Darjeeling is behind me and I am now in Assam. The world’s largest tea producing region. And I now understand fully as there is tea absolutely everywhere. The air feels tropical, the terrain is flat and all around for miles and miles you can see only tea bushes.
There has been much talk in the last few days on the merits or faults of what are called clonal teas. Please do not confuse that with genetically modified, because they are not. Cloning means taking a cutting off a mother bush, planting it, and from that grows a new tea bush. The clonal is an exact replica of the mother bush. Think Dolly the sheep.
Why do tea estates practise cloning? Because a cloned bush yields a higher production. It also produces a harvest of identical leaf characteristics.
The down side of cloning is that the cloned bushes have a shorter life span, and the flavours of the tea produced are not as high in quality as the original.

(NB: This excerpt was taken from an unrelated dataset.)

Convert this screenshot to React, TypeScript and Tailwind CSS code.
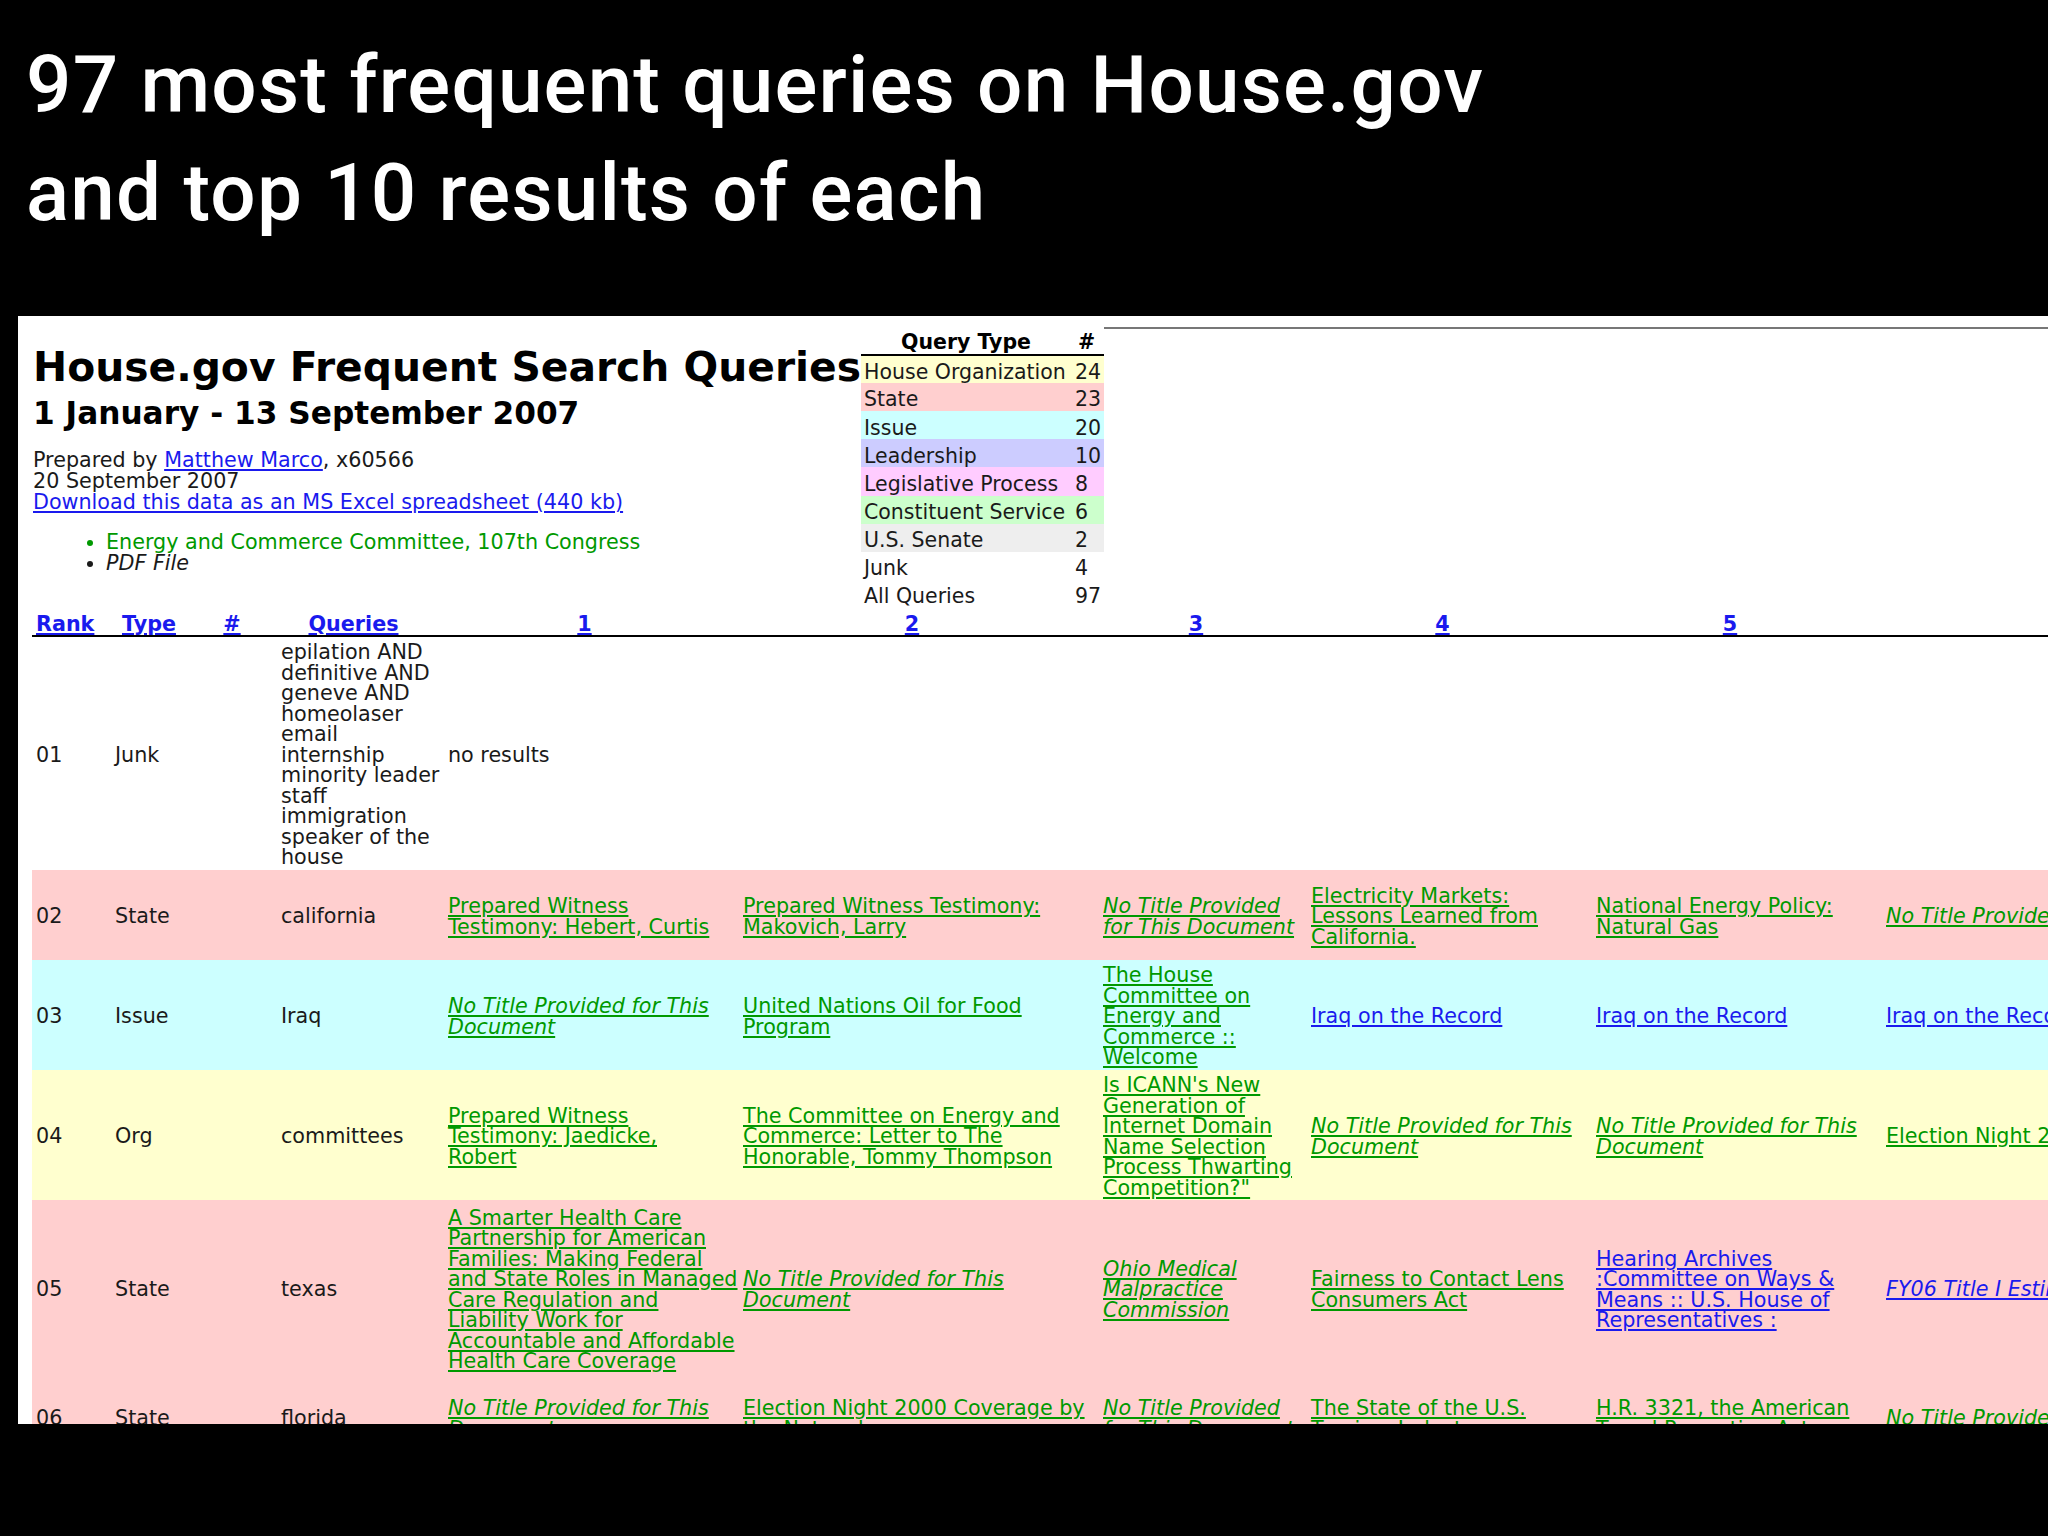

There are certainly arguments to be made on both sides, but this tea girl has a rather firm position. Tea is a crop, it isn’t homogeneous, and yet we are trying to make it so. In doing that, we are losing all the uniqueness, all the individuality, all the personality of the tea leaf. I don’t want a homogenous product.
The need for tea estates to have high yield on crop, I fully empathize with. I caution however that that should not be done at the expense of the future. Over producing cloned plants that have shorter lives is forgetting that there is another generation to pass these gardens and these traditions on to. We are all only temporary caretakers.
Celebrate the unique flavours, rejoice in the fact that no two cups of tea are the same. Let’s stop trying g to create uniformity. How dull the world would be if we were all the same.